Provided data –
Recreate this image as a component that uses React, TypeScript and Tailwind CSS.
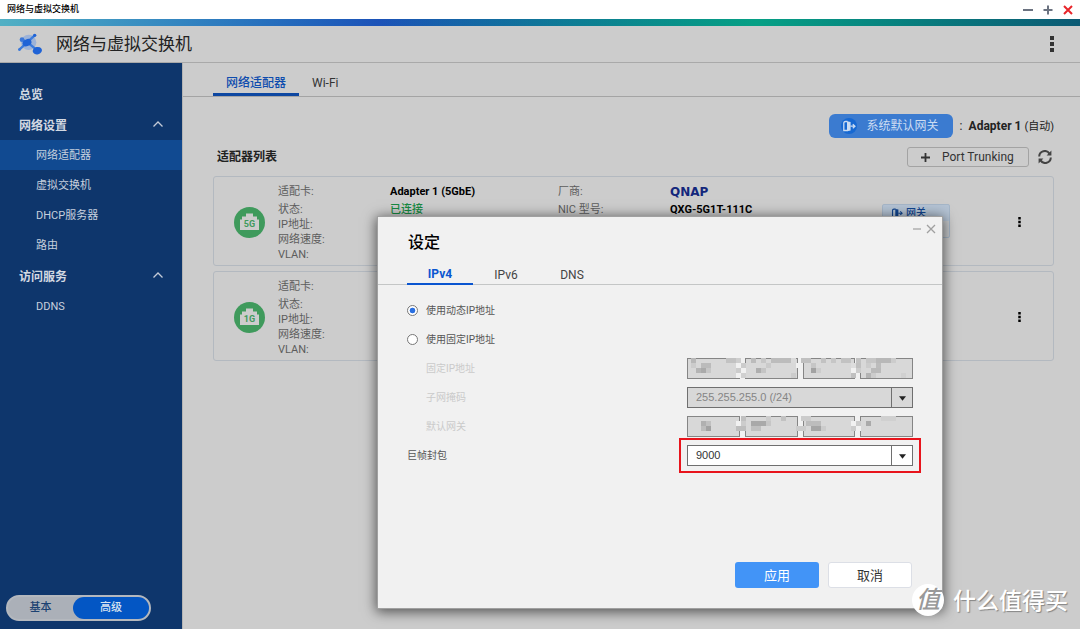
import React from "react";

function LogoIcon() {
  return (
    <svg viewBox="0 0 72 66" className="h-[22px] w-6" aria-hidden="true">
      <circle cx="32" cy="28" r="23" fill="#9db3d8" />
      <path d="M50 7 L4 50 M12 20 L28 28 L58 52" stroke="#3c7bdb" strokeWidth="7" strokeLinecap="round" fill="none" />
      <circle cx="50" cy="7" r="5" fill="#1f63d6" />
      <circle cx="12" cy="20" r="7" fill="#3b78da" />
      <circle cx="5" cy="49" r="4" fill="#3b78da" />
      <ellipse cx="27" cy="29" rx="14" ry="10" fill="#1f63d6" transform="rotate(-25 27 29)" />
      <ellipse cx="58" cy="53" rx="14" ry="11" fill="#1f63d6" transform="rotate(-15 58 53)" />
    </svg>
  );
}

function DoorIcon({ className }: { className: string }) {
  return (
    <svg viewBox="0 0 14 12" className={className} aria-hidden="true">
      <path d="M5.5 10.5H1.8V3.2Q1.8 1.5 3.5 1.5H5.5" fill="none" stroke="currentColor" strokeWidth="1.3" />
      <path d="M5 1.2L8.6 2V10.5L5 11.2Z" fill="currentColor" />
      <path d="M8.5 6.2H12.5M10.8 4.2L13 6.2L10.8 8.2" fill="none" stroke="currentColor" strokeWidth="1.2" />
    </svg>
  );
}

function Dots({ className }: { className: string }) {
  return (
    <svg viewBox="0 0 4 16" className={className} aria-hidden="true">
      <path d="M0 0h4v4H0zM0 6h4v4H0zM0 12h4v4H0z" fill="currentColor" />
    </svg>
  );
}

function PortIcon({ speed }: { speed: string }) {
  return (
    <svg viewBox="0 0 31 31" className="h-[31px] w-[31px]" role="img" aria-label={speed}>
      <circle cx="15.5" cy="15.5" r="15.5" fill="#3f9a5c" />
      <path d="M12 6.5h7v3h4v3h2v10.5H6V12.5h2v-3h4z" fill="#cccccc" />
      <text x="15.5" y="20" textAnchor="middle" fontSize="9" fontWeight="700" fill="#3f9a5c">
        {speed}
      </text>
    </svg>
  );
}

function SideGroup({ label, items, active }: { label: string; items: string[]; active?: string }) {
  return (
    <div className="mt-px">
      <button className="flex h-[30px] w-full items-center justify-between pt-0.5 pr-[19px] pl-[19px] text-xs font-bold text-[#d3d9e2]">
        {label}
        <svg viewBox="0 0 10 6" className="mb-1 h-[6px] w-[10px]" aria-hidden="true">
          <path d="M0.5 5.5L5 1L9.5 5.5" fill="none" stroke="#c3cbd8" strokeWidth="1.3" />
        </svg>
      </button>
      {items.map((item) => (
        <a
          key={item}
          href="#"
          className={
            item === active
              ? "flex h-[30px] items-center bg-[#114a91] pt-[3px] pl-9 text-[11px] text-[#c6d0de]"
              : "flex h-[30px] items-center pt-[3px] pl-9 text-[11px] text-[#c6d0de]"
          }
        >
          {item}
        </a>
      ))}
    </div>
  );
}

function AdapterCard({ speed, children }: { speed: string; children?: React.ReactNode }) {
  return (
    <article className="flex items-center rounded-[3px] border border-[#b3b9c0] pt-[5px] pb-[3px] text-[11px] leading-[15px] text-[#5c5c5c]">
      <div className="w-16 shrink-0 pl-5">
        <PortIcon speed={speed} />
      </div>
      <div className="w-28 shrink-0">
        <div className="leading-5">适配卡:</div>
        <div>状态:</div>
        <div>IP地址:</div>
        <div>网络速度:</div>
        <div>VLAN:</div>
      </div>
      <div className="flex flex-1 self-stretch">{children}</div>
      <button aria-label="更多" className="mr-8 text-black">
        <Dots className="h-[10px] w-[3px]" />
      </button>
    </article>
  );
}

type Cell = [number, number, number, string];

const addressMask: Cell[] = [
  [0, 0, 1, "#b8b8b8"], [7, 0, 2, "#c2c2c2"], [9, 0, 1, "#cecece"], [12, 0, 1, "#bbbbbb"], [14, 0, 1, "#c6c6c6"],
  [16, 0, 4, "#bcbcbc"], [20, 0, 1, "#dadada"], [22, 0, 2, "#c0c0c0"], [26, 0, 1, "#c2c2c2"], [28, 0, 1, "#c6c6c6"],
  [30, 0, 2, "#c2c2c2"], [33, 0, 1, "#c2c2c2"], [35, 0, 2, "#c6c6c6"], [37, 0, 3, "#b8b8b8"], [40, 0, 1, "#cccccc"],
  [0, 1, 1, "#cccccc"], [2, 1, 2, "#bbbbbb"], [9, 1, 1, "#f1f1f1"], [10, 1, 1, "#cccccc"], [15, 1, 1, "#cacaca"],
  [21, 1, 1, "#f1f1f1"], [24, 1, 1, "#c6c6c6"], [32, 1, 1, "#dddddd"], [33, 1, 1, "#c0c0c0"], [35, 1, 1, "#cccccc"], [37, 1, 1, "#bcbcbc"],
  [1, 2, 1, "#b4b4b4"], [2, 2, 1, "#aaaaaa"], [3, 2, 1, "#c6c6c6"], [9, 2, 1, "#cccccc"], [10, 2, 1, "#f1f1f1"],
  [13, 2, 1, "#aeaeae"], [14, 2, 1, "#c4c4c4"], [24, 2, 1, "#a2a2a2"], [25, 2, 1, "#cccccc"], [32, 2, 1, "#f1f1f1"], [33, 2, 1, "#cccccc"], [36, 2, 2, "#bababa"],
  [9, 3, 1, "#f1f1f1"], [10, 3, 1, "#d0d0d0"], [20, 3, 1, "#cccccc"], [32, 3, 1, "#c0c0c0"], [35, 3, 1, "#b4b4b4"], [36, 3, 1, "#cccccc"], [42, 3, 1, "#d0d0d0"],
];

const gatewayMask: Cell[] = [
  [10, 0, 1, "#c0c0c0"], [15, 0, 1, "#cccccc"], [18, 0, 1, "#c2c2c2"], [22, 0, 2, "#cccccc"], [38, 0, 3, "#d0d0d0"],
  [2, 1, 1, "#b0b0b0"], [3, 1, 1, "#c0c0c0"], [9, 1, 1, "#f1f1f1"], [10, 1, 1, "#cccccc"], [12, 1, 3, "#a9a9a9"], [15, 1, 1, "#c6c6c6"],
  [23, 1, 3, "#bdbdbd"], [32, 1, 1, "#f1f1f1"], [33, 1, 1, "#cccccc"], [35, 1, 1, "#aaaaaa"],
  [2, 2, 1, "#bcbcbc"], [3, 2, 1, "#a2a2a2"], [9, 2, 2, "#bebebe"], [12, 2, 2, "#c0c0c0"], [21, 2, 2, "#cccccc"],
  [24, 2, 2, "#a6a6a6"], [26, 2, 1, "#cccccc"], [32, 2, 1, "#cccccc"], [33, 2, 1, "#f1f1f1"],
];

function MaskedAddress({ label, cells }: { label: string; cells: Cell[] }) {
  return (
    <div className="relative flex w-[226px] gap-[5px]">
      {[1, 2, 3, 4].map((n) => (
        <input
          key={n}
          disabled
          aria-label={`${label} ${n}`}
          className="h-[21px] w-0 min-w-0 flex-1 border border-[#858585] bg-[#d8d8d8]"
        />
      ))}
      <svg viewBox="0 0 226 20" className="absolute top-0 left-0 h-5 w-full" aria-hidden="true">
        {cells.map(([c, r, w, fill]) => (
          <rect key={`${c}-${r}`} x={4 + c * 5} y={r * 5} width={w * 5} height={5} fill={fill} />
        ))}
      </svg>
    </div>
  );
}

function Dropdown({ id, value, disabled }: { id: string; value: string; disabled?: boolean }) {
  return (
    <div className="relative h-[21px] w-[226px]">
      <select
        id={id}
        disabled={disabled}
        className={
          disabled
            ? "block h-full w-full appearance-none border border-[#6f6f6f] bg-[#d8d8d8] pl-2 font-['Liberation_Sans',sans-serif] text-[11px] text-[#858585] opacity-100"
            : "block h-full w-full appearance-none border border-[#6f6f6f] bg-white pl-2 font-['Liberation_Sans',sans-serif] text-[11px] text-[#333]"
        }
      >
        <option>{value}</option>
      </select>
      <span className="pointer-events-none absolute inset-y-0 right-0 flex w-[22px] items-center justify-center border-l border-[#6f6f6f]">
        <svg viewBox="0 0 8 5" className="mt-[2px] h-[5px] w-[7px]" aria-hidden="true">
          <path d="M0 0h8L4 5z" fill="#222" />
        </svg>
      </span>
    </div>
  );
}

function SettingsDialog() {
  return (
    <section
      role="dialog"
      aria-label="设定"
      className="absolute top-[216px] left-[377px] w-[566px] border border-[#a0a0a0] bg-[#f1f1f1] pb-5 shadow-[0_2px_12px_1px_rgba(0,0,0,0.6)]"
    >
      <div className="absolute top-[7px] right-[6px] flex gap-1 text-[#a0a0a0]">
        <button aria-label="最小化">
          <svg viewBox="0 0 10 10" className="h-[10px] w-[10px]">
            <path d="M1 5h8" stroke="currentColor" strokeWidth="1.2" />
          </svg>
        </button>
        <button aria-label="关闭">
          <svg viewBox="0 0 10 10" className="h-[10px] w-[10px]">
            <path d="M1 1l8 8M9 1l-8 8" stroke="currentColor" strokeWidth="1.3" />
          </svg>
        </button>
      </div>
      <h2 className="pt-4 pl-[30px] text-base leading-5 font-medium text-black">设定</h2>
      <div role="tablist" className="mt-3 flex border-b border-[#c4c6c6] pl-[29px] text-xs leading-[18px] text-[#444]">
        <button role="tab" aria-selected="true" className="-mb-px w-[66px] border-b-2 border-[#0a55d0] pt-px leading-[17px] font-bold text-[#0a55d0]">IPv4</button>
        <button role="tab" aria-selected="false" className="w-[66px]">IPv6</button>
        <button role="tab" aria-selected="false" className="w-[66px]">DNS</button>
      </div>
      <form className="flex flex-col gap-2 pt-[15px] pr-[29px] pl-[29px] text-[10px] text-[#555]">
        <label className="flex h-[21px] items-center gap-2">
          <input type="radio" name="mode" defaultChecked className="h-[11px] w-[11px] appearance-none rounded-full border border-[#777] bg-white bg-radial from-[#2a6fe0] from-40% to-white to-50%" />
          使用动态IP地址
        </label>
        <label className="flex h-[21px] items-center gap-2">
          <input type="radio" name="mode" className="h-[11px] w-[11px] appearance-none rounded-full border border-[#777] bg-white" />
          使用固定IP地址
        </label>
        <div className="flex items-center justify-between pl-[19px] text-[#cacaca]">
          固定IP地址
          <MaskedAddress label="固定IP地址" cells={addressMask} />
        </div>
        <div className="flex items-center justify-between pl-[19px] text-[#cacaca]">
          <label htmlFor="mask">子网掩码</label>
          <Dropdown id="mask" value="255.255.255.0 (/24)" disabled />
        </div>
        <div className="flex items-center justify-between pl-[19px] text-[#cacaca]">
          默认网关
          <MaskedAddress label="默认网关" cells={gatewayMask} />
        </div>
        <div className="flex items-center justify-between">
          <label htmlFor="jumbo">巨帧封包</label>
          <div className="relative">
            <Dropdown id="jumbo" value="9000" />
            <span className="pointer-events-none absolute -inset-x-2 -inset-y-[7px] border-2 border-[#e8141c]" />
          </div>
        </div>
        <div className="mt-[88px] flex justify-end gap-[9px] pr-px text-[13px]">
          <button type="button" className="h-[26px] w-[84px] rounded-[3px] bg-[#4294f7] pt-0.5 text-white">应用</button>
          <button type="button" className="h-[26px] w-[84px] rounded-[3px] border border-[#dcdfe6] bg-white pt-0.5 text-[#333]">取消</button>
        </div>
      </form>
    </section>
  );
}

export default function App() {
  return (
    <div className="relative flex min-h-screen flex-col overflow-hidden bg-[#cccccc] font-[Roboto,'Noto_Sans_CJK_SC',sans-serif] text-[#222]">
      <div className="flex h-[19px] items-center justify-between bg-white pr-[7px] pl-[7px]">
        <span className="pt-px text-[9px] font-medium text-black">网络与虚拟交换机</span>
        <div className="flex gap-[10px] text-[#6b7280]">
          <button aria-label="最小化">
            <svg viewBox="0 0 10 10" className="h-[10px] w-[10px]"><path d="M0 5h10" stroke="currentColor" strokeWidth="2" /></svg>
          </button>
          <button aria-label="最大化">
            <svg viewBox="0 0 10 10" className="h-[10px] w-[10px]"><path d="M0.5 5h9M5 0.5v9" stroke="currentColor" strokeWidth="2" /></svg>
          </button>
          <button aria-label="关闭" className="text-[#e8252a]">
            <svg viewBox="0 0 10 10" className="h-[10px] w-[10px]"><path d="M1 1l8 8M9 1l-8 8" stroke="currentColor" strokeWidth="2" /></svg>
          </button>
        </div>
      </div>
      <div className="h-[7px] bg-linear-to-r from-[#52b0c4] via-[#1c52b8] via-35% to-[#0c5a74]">
        <div className="h-full bg-linear-to-r from-transparent from-35% via-[#06a085] via-70% to-[#0c5a74]" />
      </div>
      <header className="flex h-[37px] items-center border-b border-[#a9a9a9] pr-[26px] pl-[18px]">
        <LogoIcon />
        <h1 className="ml-[14px] flex-1 text-[17px] leading-6">网络与虚拟交换机</h1>
        <button aria-label="菜单" className="text-[#333]">
          <Dots className="h-4 w-[4px]" />
        </button>
      </header>
      <div className="flex flex-1">
        <nav className="flex w-[182px] shrink-0 flex-col bg-[#0e366c] pt-4">
          <a href="#" className="flex h-[30px] items-center pt-0.5 pl-[19px] text-xs font-bold text-[#d3d9e2]">总览</a>
          <SideGroup label="网络设置" active="网络适配器" items={["网络适配器", "虚拟交换机", "DHCP服务器", "路由"]} />
          <SideGroup label="访问服务" items={["DDNS"]} />
          <div className="mt-auto mb-2 ml-[6px] flex h-[26px] w-[145px] rounded-full border-2 border-[#b4b8be] bg-[#abb0b8] text-[11px] font-medium">
            <button className="flex-1 pt-px text-[#1c4272]">基本</button>
            <button className="w-[76px] rounded-full bg-[#0356c4] pt-px text-[#d8e2f0]">高级</button>
          </div>
        </nav>
        <main className="flex-1 border-l border-[#b4b4b4]">
          <div role="tablist" className="flex h-[34px] items-end border-b border-[#a4a4a4] pl-[30px] text-xs">
            <button role="tab" aria-selected="true" className="border-b-3 border-[#0d47a1] px-[13px] pb-px leading-[18px] font-medium text-[#0f4cae]">网络适配器</button>
            <button role="tab" aria-selected="false" className="px-[13px] pb-[6px] leading-[14px] text-[#333]">Wi-Fi</button>
          </div>
          <div className="pt-[17px] pr-[26px] pl-[30px]">
            <div className="flex items-center justify-end text-xs">
              <button className="flex h-6 items-center gap-[10px] rounded-md bg-[#3b7bd0] pr-[14px] pl-3 text-[#cbdcf2]">
                <span className="flex h-4 w-4 items-center justify-center rounded-full bg-[#1668d2]">
                  <DoorIcon className="h-3 w-[14px]" />
                </span>
                系统默认网关
              </button>
              <span className="ml-[7px] w-[9px]">:</span>
              <span><b>Adapter 1</b> <span className="text-[11px]">(自动)</span></span>
            </div>
            <div className="mt-[9px] flex items-center">
              <h2 className="flex-1 pl-1 text-xs font-bold">适配器列表</h2>
              <button className="flex h-5 w-[122px] items-center rounded-[3px] border border-[#a3a3a3] pl-[13px] text-xs text-[#333]">
                <svg viewBox="0 0 10 10" className="mr-[12px] h-[9px] w-[9px]" aria-hidden="true">
                  <path d="M0 5h10M5 0v10" stroke="currentColor" strokeWidth="2" />
                </svg>
                Port Trunking
              </button>
              <button aria-label="刷新" className="mr-[2px] ml-[9px] text-[#444]">
                <svg viewBox="0 0 14 14" className="h-[14px] w-[14px]" fill="none" stroke="currentColor" strokeWidth="2">
                  <path d="M1.2 6.5A5.6 5.6 0 0 1 11.5 3.6M12.8 7.5A5.6 5.6 0 0 1 2.5 10.4" />
                  <path d="M13.4 0.6V5.4H8.6zM0.6 13.4V8.6H5.4z" fill="currentColor" stroke="none" />
                </svg>
              </button>
            </div>
            <div className="mt-[9px] flex flex-col gap-[5px]">
              <AdapterCard speed="5G">
                <div className="w-[168px] font-bold">
                  <div className="leading-5 text-black">Adapter 1 (5GbE)</div>
                  <div className="font-medium text-[#178a42]">已连接</div>
                </div>
                <div className="w-28">
                  <div className="leading-5">厂商:</div>
                  <div>NIC 型号:</div>
                </div>
                <div className="w-[212px] font-bold text-black">
                  <div className="flex h-5 items-center font-['DejaVu_Sans',sans-serif] text-xs text-[#14277c]">QNAP</div>
                  <div>QXG-5G1T-111C</div>
                </div>
                <div className="mt-[22px] h-[34px] w-[68px] rounded-[2px] border border-[#a5b6c8] bg-linear-to-b from-[#b4c3d4] from-50% to-[#c6c9cc] to-50% pl-2">
                  <span className="flex items-center gap-[3px] text-[10px] font-medium text-[#12458f]">
                    <DoorIcon className="h-3 w-3" />
                    网关
                  </span>
                </div>
              </AdapterCard>
              <AdapterCard speed="1G" />
            </div>
          </div>
        </main>
      </div>
      <SettingsDialog />
      <div className="pointer-events-none absolute right-3 bottom-[11px] flex items-center gap-[9px] text-[23px] leading-8 text-white">
        <span className="flex h-8 w-8 items-center justify-center rounded-full bg-white text-[24px] font-medium text-[#999] italic">值</span>
        <span className="pt-1 font-medium [text-shadow:1px_1px_1px_rgba(0,0,0,0.35)]">什么值得买</span>
      </div>
    </div>
  );
}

Required work –
Give again, word for word, every line from the top of the data above to the line holding "import React from", inclusive, with the pictures left out.

Written solution –
Recreate this image as a component that uses React, TypeScript and Tailwind CSS.
import React from "react";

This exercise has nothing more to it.